Monday, December 12, 2005

Financial Services, Part 2: Sustainable Growth through Creativity

In the context of sustainable solutions for creativity in business, it seems appropriate to offer a second part of a previously posted conversation with a Partner in a Financial Services Firm.

Curiosity and Tenacity: Key Factors in Hiring

This high-level executive looks for curiosity, tenacity, and the kind of education that offers underlying discipline and confidence for effective problem-solving.

Here's a bit more on how his firm channels creativity to improve the bottom line:

AK: What concrete business case do you have for requiring curiosity in employees?

P: It's an equation that works like this: Problem-solving is a by-product of curiosity. You’ve got to be curious enough to deliver an effective outcome. That's how you make money, simple as that.

It's harder to sustain than you might think. You have to make sure the people who work for you are supported in their curiosity.

AK: So you're saying success in business involves taking care of employees? There's a lot of rhetoric around this in the business world, but how does it work? And is it really profitable?

P: Absolutely. Sustainability in a business model that people pay for. So I’ll pay a bigger multiple of earnings if I think your growth and innovative capacity is going to last forever. If I think the employees are well taken care of and earn stock, if they are supported, it's a big part of my decision to invest.

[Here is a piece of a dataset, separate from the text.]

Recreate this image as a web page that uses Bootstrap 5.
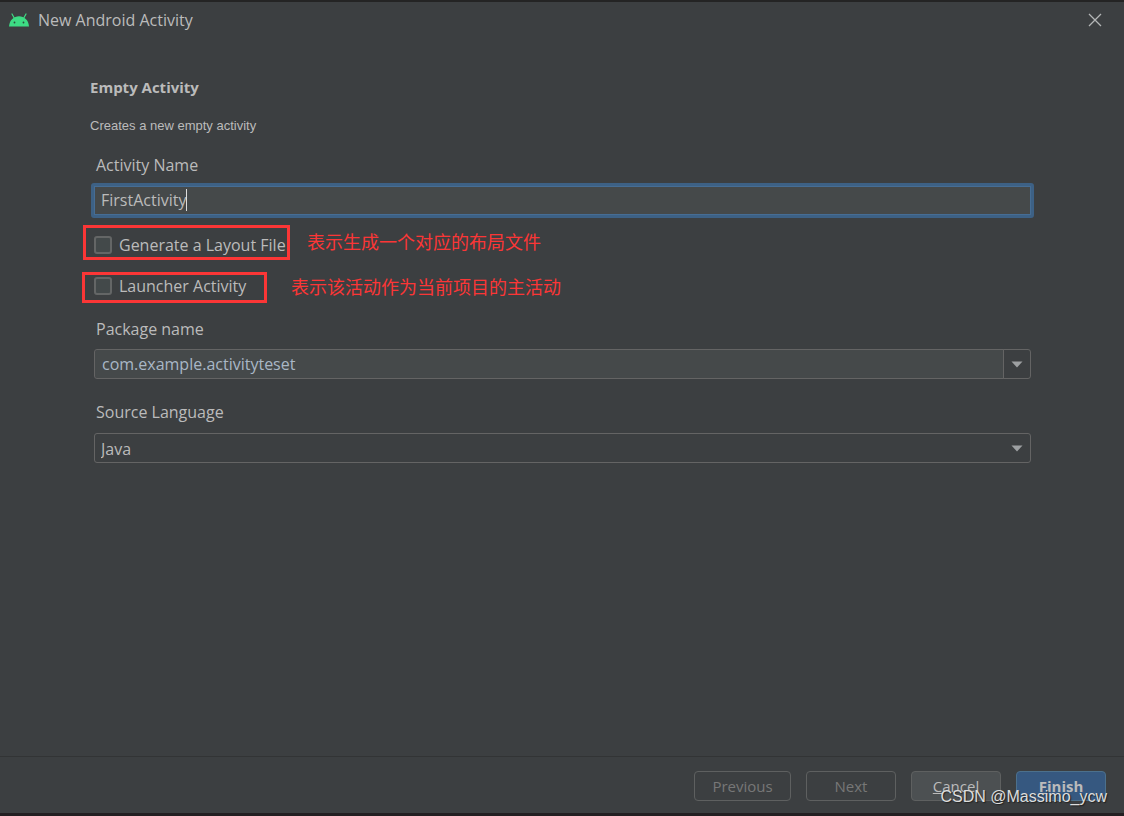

There are other issues as well that might help me make a decision. If the company has great corporate governance, if the management is super ethical, if they don't dump chemicals or kill trees, all these things are meaningful to investors.

These things were all overlooked for a while -- the economy was chugging along, but the world becomes increasingly complicated and interconnected.

AK: I'd like to hear more about how you support your employee's curiosity to sustain innovation and grow your business.

Would you elaborate on the ways your firm encourages or demands that employees find new ways of looking at the world to this end?

P: Sure. We put a lot of effort into providing opportunities to learn, and not just directly related to finance per se.

We support our people in going back to school and get advanced degrees, or take classes just because they're interested in a subject. The courses feed their curiosity and also provide ways to do better due diligence in the subject area.

In the end, we see the benefits for our company and our investors.

AK: Your employees get higher degrees in subjects other than straight business or economics? Can you give me an example?

P: Sure. There may be someone here who is fascinated by technology. He’ll go to a professor in NYU and learn how all the latest, hottest applications work. In the process, this person is also learning about the current state of industry, which products work, and how companies do customer service -- the whole gamut.

Once they get degrees, this employee is not just a finance guy -- he's also technologists. He can go out and question the industry and make investment decisions with having a real knowledge about what to ask. He has a sense of what's credible -- in your words -- and useful in a way that someone who just studies business would never get.

AK: Are there other benefits?

P: Sure. Knowing how to do this in one field is transferable to others. Like you said, learning is associative -- once you learn a process in one context, you can apply to a field that's unfamiliar. That's very useful to us.

AK: You said earlier that looking at patterns in one field can trigger curiousity in another about what doesn't fit and requires more investigation. Can you elaborate?

P: Here's an example. If you have a public company that declares its earnings, you have to understand that there are different possibilities of what’s true. Presentation of information that looks credible may have something behind it other than what it seems.

The specifics change from situation to situation. It's important to be able to be flexible and curious enough to investigate patterns when the data changes -- it's a creative process.

AK: This seems to go back to what we were saying about the value of making new connections among seemingly familiar pieces of information.

P: Right. This is an evolving industry on Wall Street. I mean, look at values-based research, for example. It's socially responsible investing -- looking at companies and their compensation and corporate governance and employee healthcare which typically people didn’t look at before.

More and more, there are research firms doing off pieced research products. This can tell you so much more than the basic income statement, value sheet, earnings, growth, and all that that we’re used to seeing.

AK: So what these firms are tying to do is get people to look at the market in a new way, to see it new.

P: Short-term thinking doesn't work long-term. Sophisticated investors understand that, and we help our clients recognize the value.

At the end of the day, a company's earning growth is not sustainable if it hasn't got good corporate governance and doesn't support its employees.